Pretty cool, FH. The two girls and the deer would be a nice piece to find! :thumbup:
The indian head and cloak were really close to each other (less than 2 or 3 feet apart, shallow) and were located nearest to the still-inhabited house with a sandstone foundation, which was a doctor's house. I just found them on Monday.

The acanthus leaves and center piece that I first thought was a finial were also found close together (less than 3 feet apart, but they both were pretty deep) maybe about 2 years ago, but but they were much closer to where I found all of the late 1700's/early 1800s stuff at a brook or ditch really close to what I believe was the exact site of the long-gone War of 1812 tavern which is mentioned anecdotally in some online records but does not show up at all on any maps. I checked with the ruler tool on Google Earth and the acanthus leaves/center piece were located about 560 feet to the south of where I found the indian head and cloak. I don't think they could have been from the original circa 1800 tavern, but I could be wrong -- maybe that (presumably log) tavern survived until the late 1840s when the fancy gilded pieces were bought, but then that original tavern either rotted away or was torn down or burned down prior to the 1851 map, which is the earliest map I can find. Haven't seen any blatant signs of blackened soil or evidence of a log cabin fire in my holes I've dug there, and virtually no records at all of the old building rather than the short reference online that a certain person operated a tavern during the War of 1812.
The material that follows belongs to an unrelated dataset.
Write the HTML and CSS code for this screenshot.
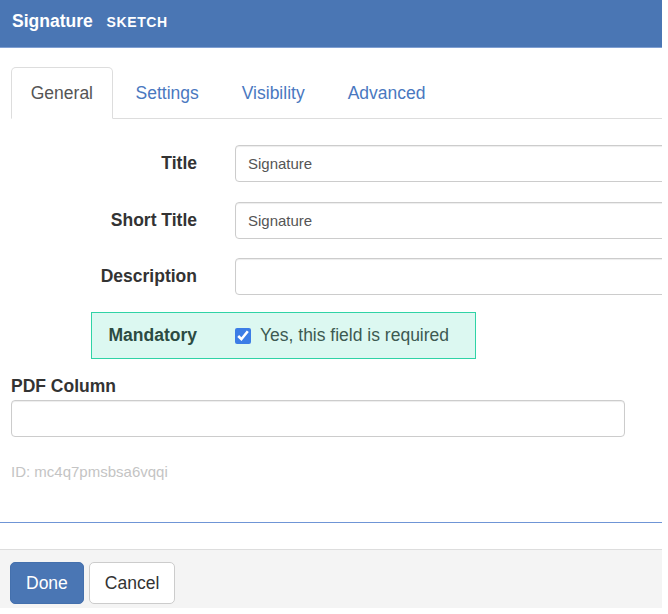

Likewise, I wonder why 2 items so expensive and beautiful ended up broken in the ground, and separated by ~200 yards. The ones near the sandstone house make sense, but the ones way to the south wouldn't have been deposited side-by-side by a plow or harrow rake, I would think. Possibly kids were playing with the fragments down by the brook? I don't know the melting temperature of brass/bronze but I don't see any evidence of any degree of melting to them. Doctor's house or wedding gift does make sense (or a nice tavern/hotel), but I can't fathom why 2 separate high-end lighting pieces would have been discarded like that. I will definitely keep looking for more fragments - nice high "dig me" signal on all of these, of course, so it will be hard to miss them unless they're super deep.